There are also French and Japanese VW societies
· Both of the English-language Woolf societies publish scholarly journals. The IVWS has published The Virginia Woolf Miscellany (really just a short newsletter) twice a year since 1973 and the British society publishes the Virginia Woolf Bulletin three times a year. These frequently print newly discovered Woolf letters and rare photographs, as well as short scholarly articles on Woolf’s work.
· The annual Virginia Woolf Conference is in its14th year (many of these essays are collected and published in Woolf Studies Annual )
· Movies have been made of To the Lighthouse (1983), Orlando (1992), and Mrs. Dalloway (1997 with Vanessa Redgrave),
Biographical Criticism has been very important in Woolf scholarship. People become wrapped up in her life and times, the interesting people she knew, especially the Bloomsbury Group, such as her sister the painter Vanessa Bell, Vanessa's husband Clive Bell, Vanessa's lover Duncan Grant, and the writer Lytton Strachey.

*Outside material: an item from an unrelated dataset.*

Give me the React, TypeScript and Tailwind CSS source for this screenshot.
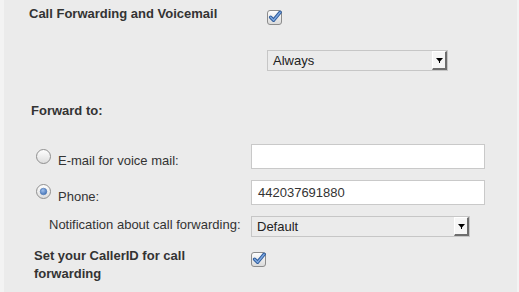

Woolf’s collected letters fill 6 volumes, and the published diaries are 5 volumes. These private writings give us unusual access to her life and thoughts and provide a biographical foundation to Woolf criticism. These diaries and letters, plus the fact that practically everybody who knew her wrote memoirs, feed that and make Woolf studies endlessly fascinating.